◆ **DATASET EXCERPT**
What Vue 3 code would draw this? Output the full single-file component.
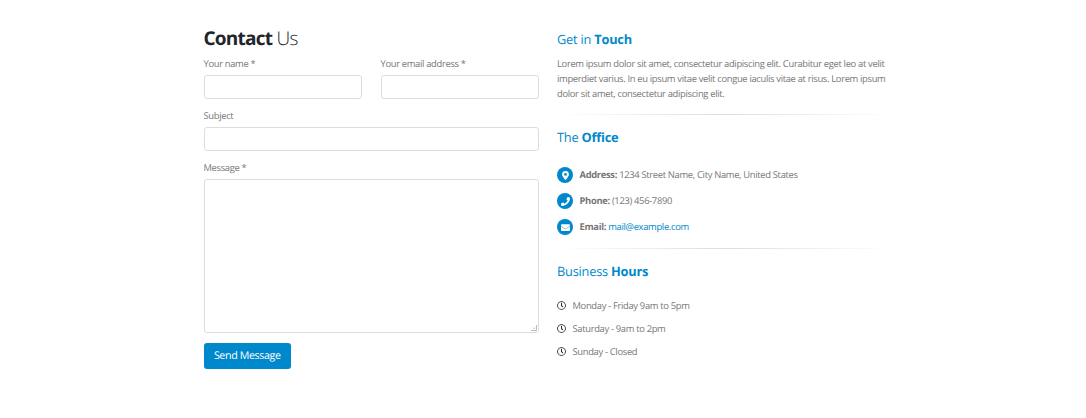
<script setup>
const hours = ['Monday - Friday 9am to 5pm', 'Saturday - 9am to 2pm', 'Sunday - Closed']
</script>

<template>
  <main class="contact">
    <form class="form" @submit.prevent>
      <h2><strong>Contact</strong> Us</h2>
      <div class="row">
        <label class="field">Your name *<input type="text" /></label>
        <label class="field">Your email address *<input type="email" /></label>
      </div>
      <label class="field">Subject<input type="text" /></label>
      <label class="field message">Message *<textarea></textarea>
        <svg class="grip" width="7" height="7" viewBox="0 0 7 7"><path d="M1 6.5H6.5V1M3.5 4.5H4.5V3.5" /></svg>
      </label>
      <button type="submit">Send Message</button>
    </form>
    <section class="info">
      <h4 class="touch">Get in <strong>Touch</strong></h4>
      <p>Lorem ipsum dolor sit amet, consectetur adipiscing elit. Curabitur eget leo at velit<br />imperdiet varius. In eu ipsum vitae velit congue iaculis vitae at risus. Lorem ipsum<br />dolor sit amet, consectetur adipiscing elit.</p>
      <hr />
      <h4>The <strong>Office</strong></h4>
      <ul class="office">
        <li>
          <span class="badge"><svg width="7" height="9" viewBox="0 0 384 512"><path d="M172 502C27 291 0 270 0 192a192 192 0 0 1 384 0c0 78-27 99-172 310a24 24 0 0 1-40 0zM192 272a80 80 0 1 0 0-160 80 80 0 0 0 0 160z" /></svg></span>
          <span><strong>Address:</strong> 1234 Street Name, City Name, United States</span>
        </li>
        <li>
          <span class="badge"><svg width="9" height="9" viewBox="0 0 512 512"><path d="M493 25 389 1a24 24 0 0 0-27 14l-48 112a24 24 0 0 0 7 28l60 50a371 371 0 0 1-177 177l-49-61a24 24 0 0 0-28-7L15 362a24 24 0 0 0-14 28l24 104a24 24 0 0 0 23 18c256 0 464-207 464-464a24 24 0 0 0-19-23z" /></svg></span>
          <span><strong>Phone:</strong> (123) 456-7890</span>
        </li>
        <li>
          <span class="badge"><svg width="9" height="9" viewBox="0 0 512 512"><path d="M502 191c4-3 10 0 10 5v204a48 48 0 0 1-48 48H48a48 48 0 0 1-48-48V196c0-5 6-8 10-5 22 17 52 40 155 114 21 16 57 48 91 48s71-33 91-48c103-74 133-97 155-114zM256 320c23 0 57-29 74-41 133-97 143-105 173-129a24 24 0 0 0 9-19v-19a48 48 0 0 0-48-48H48a48 48 0 0 0-48 48v19c0 7 3 14 9 19 31 24 41 32 173 129 17 12 51 41 74 41z" /></svg></span>
          <span><strong>Email:</strong> <a>mail@example.com</a></span>
        </li>
      </ul>
      <hr />
      <h4>Business <strong>Hours</strong></h4>
      <ul class="hours">
        <li v-for="h in hours" :key="h">
          <svg width="9" height="9" viewBox="0 0 512 512"><path d="M256 8a248 248 0 1 0 0 496 248 248 0 0 0 0-496zm0 448a200 200 0 1 1 0-400 200 200 0 0 1 0 400zm62-104-85-62a12 12 0 0 1-5-10V116a12 12 0 0 1 12-12h32a12 12 0 0 1 12 12v142l67 49a12 12 0 0 1 2 16l-18 26a12 12 0 0 1-17 3z" /></svg>
          <span>{{ h }}</span>
        </li>
      </ul>
    </section>
  </main>
</template>

<style>
body { background: #fff; }
</style>

<style scoped>
* { box-sizing: border-box; }
.contact { display: grid; grid-template-columns: 335.5px 336px; column-gap: 18px; padding: 22px 0 0 203.5px; height: 418px; font: 9.4px/15px "Open Sans", sans-serif; letter-spacing: -.32px; color: #777; text-rendering: geometricPrecision; }
h2 { margin: 0; font-size: 19px; line-height: 32px; font-weight: 300; color: #212529; letter-spacing: -0.75px; }
h2 strong { font-weight: 700; }
.row { display: grid; grid-template-columns: 158.5px 158.5px; column-gap: 18.5px; }
.field { display: block; padding-top: 2px; margin-bottom: 7px; }
.message { position: relative; margin-bottom: 10px; }
input, textarea { display: block; width: 100%; height: 24px; margin: 4px 0 0; border: 1px solid #dcdddf; border-radius: 3px; background: #fff; outline: none; }
textarea { height: 154px; resize: none; }
.grip { position: absolute; right: 2px; bottom: 2px; fill: none; stroke: #bbb; }
button { display: block; width: 87.5px; height: 26px; padding: 0; border: 0; border-radius: 3px; background: #08c; color: #fff; font: 10.7px/26px "Open Sans", sans-serif; letter-spacing: -.38px; text-rendering: geometricPrecision; }
h4 { margin: 0; font-size: 12.8px; line-height: 18px; font-weight: 400; color: #08c; letter-spacing: -.22px; }
h4 strong { font-weight: 700; }
.touch { padding-top: 8px; }
p { margin: 8px 0 13px; white-space: nowrap; }
hr { height: 1px; margin: 0 0 13px; border: 0; background: linear-gradient(to right, transparent, #ddd, transparent); }
ul { margin: 0; padding: 0; list-style: none; }
li { display: flex; align-items: center; white-space: nowrap; }
.office { padding-top: 16px; margin-bottom: 8px; }
.office li { height: 26px; }
.office li > :last-child, .hours li > :last-child { position: relative; top: -.5px; }
.badge { display: flex; width: 16px; height: 16px; margin-right: 6.5px; align-items: center; justify-content: center; border-radius: 50%; background: #08c; }
.badge svg { fill: #fff; }
a { color: #08c; }
.hours { padding-top: 14px; }
.hours li { height: 23px; }
.hours svg { margin-right: 6.5px; fill: #212529; }
</style>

◆ **STATED TASK**
Quote the data above in full and without alteration; skip the pictures.

◆ **RIGHT ANSWER**
What Vue 3 code would draw this? Output the full single-file component.
<script setup>
const hours = ['Monday - Friday 9am to 5pm', 'Saturday - 9am to 2pm', 'Sunday - Closed']
</script>

<template>
  <main class="contact">
    <form class="form" @submit.prevent>
      <h2><strong>Contact</strong> Us</h2>
      <div class="row">
        <label class="field">Your name *<input type="text" /></label>
        <label class="field">Your email address *<input type="email" /></label>
      </div>
      <label class="field">Subject<input type="text" /></label>
      <label class="field message">Message *<textarea></textarea>
        <svg class="grip" width="7" height="7" viewBox="0 0 7 7"><path d="M1 6.5H6.5V1M3.5 4.5H4.5V3.5" /></svg>
      </label>
      <button type="submit">Send Message</button>
    </form>
    <section class="info">
      <h4 class="touch">Get in <strong>Touch</strong></h4>
      <p>Lorem ipsum dolor sit amet, consectetur adipiscing elit. Curabitur eget leo at velit<br />imperdiet varius. In eu ipsum vitae velit congue iaculis vitae at risus. Lorem ipsum<br />dolor sit amet, consectetur adipiscing elit.</p>
      <hr />
      <h4>The <strong>Office</strong></h4>
      <ul class="office">
        <li>
          <span class="badge"><svg width="7" height="9" viewBox="0 0 384 512"><path d="M172 502C27 291 0 270 0 192a192 192 0 0 1 384 0c0 78-27 99-172 310a24 24 0 0 1-40 0zM192 272a80 80 0 1 0 0-160 80 80 0 0 0 0 160z" /></svg></span>
          <span><strong>Address:</strong> 1234 Street Name, City Name, United States</span>
        </li>
        <li>
          <span class="badge"><svg width="9" height="9" viewBox="0 0 512 512"><path d="M493 25 389 1a24 24 0 0 0-27 14l-48 112a24 24 0 0 0 7 28l60 50a371 371 0 0 1-177 177l-49-61a24 24 0 0 0-28-7L15 362a24 24 0 0 0-14 28l24 104a24 24 0 0 0 23 18c256 0 464-207 464-464a24 24 0 0 0-19-23z" /></svg></span>
          <span><strong>Phone:</strong> (123) 456-7890</span>
        </li>
        <li>
          <span class="badge"><svg width="9" height="9" viewBox="0 0 512 512"><path d="M502 191c4-3 10 0 10 5v204a48 48 0 0 1-48 48H48a48 48 0 0 1-48-48V196c0-5 6-8 10-5 22 17 52 40 155 114 21 16 57 48 91 48s71-33 91-48c103-74 133-97 155-114zM256 320c23 0 57-29 74-41 133-97 143-105 173-129a24 24 0 0 0 9-19v-19a48 48 0 0 0-48-48H48a48 48 0 0 0-48 48v19c0 7 3 14 9 19 31 24 41 32 173 129 17 12 51 41 74 41z" /></svg></span>
          <span><strong>Email:</strong> <a>mail@example.com</a></span>
        </li>
      </ul>
      <hr />
      <h4>Business <strong>Hours</strong></h4>
      <ul class="hours">
        <li v-for="h in hours" :key="h">
          <svg width="9" height="9" viewBox="0 0 512 512"><path d="M256 8a248 248 0 1 0 0 496 248 248 0 0 0 0-496zm0 448a200 200 0 1 1 0-400 200 200 0 0 1 0 400zm62-104-85-62a12 12 0 0 1-5-10V116a12 12 0 0 1 12-12h32a12 12 0 0 1 12 12v142l67 49a12 12 0 0 1 2 16l-18 26a12 12 0 0 1-17 3z" /></svg>
          <span>{{ h }}</span>
        </li>
      </ul>
    </section>
  </main>
</template>

<style>
body { background: #fff; }
</style>

<style scoped>
* { box-sizing: border-box; }
.contact { display: grid; grid-template-columns: 335.5px 336px; column-gap: 18px; padding: 22px 0 0 203.5px; height: 418px; font: 9.4px/15px "Open Sans", sans-serif; letter-spacing: -.32px; color: #777; text-rendering: geometricPrecision; }
h2 { margin: 0; font-size: 19px; line-height: 32px; font-weight: 300; color: #212529; letter-spacing: -0.75px; }
h2 strong { font-weight: 700; }
.row { display: grid; grid-template-columns: 158.5px 158.5px; column-gap: 18.5px; }
.field { display: block; padding-top: 2px; margin-bottom: 7px; }
.message { position: relative; margin-bottom: 10px; }
input, textarea { display: block; width: 100%; height: 24px; margin: 4px 0 0; border: 1px solid #dcdddf; border-radius: 3px; background: #fff; outline: none; }
textarea { height: 154px; resize: none; }
.grip { position: absolute; right: 2px; bottom: 2px; fill: none; stroke: #bbb; }
button { display: block; width: 87.5px; height: 26px; padding: 0; border: 0; border-radius: 3px; background: #08c; color: #fff; font: 10.7px/26px "Open Sans", sans-serif; letter-spacing: -.38px; text-rendering: geometricPrecision; }
h4 { margin: 0; font-size: 12.8px; line-height: 18px; font-weight: 400; color: #08c; letter-spacing: -.22px; }
h4 strong { font-weight: 700; }
.touch { padding-top: 8px; }
p { margin: 8px 0 13px; white-space: nowrap; }
hr { height: 1px; margin: 0 0 13px; border: 0; background: linear-gradient(to right, transparent, #ddd, transparent); }
ul { margin: 0; padding: 0; list-style: none; }
li { display: flex; align-items: center; white-space: nowrap; }
.office { padding-top: 16px; margin-bottom: 8px; }
.office li { height: 26px; }
.office li > :last-child, .hours li > :last-child { position: relative; top: -.5px; }
.badge { display: flex; width: 16px; height: 16px; margin-right: 6.5px; align-items: center; justify-content: center; border-radius: 50%; background: #08c; }
.badge svg { fill: #fff; }
a { color: #08c; }
.hours { padding-top: 14px; }
.hours li { height: 23px; }
.hours svg { margin-right: 6.5px; fill: #212529; }
</style>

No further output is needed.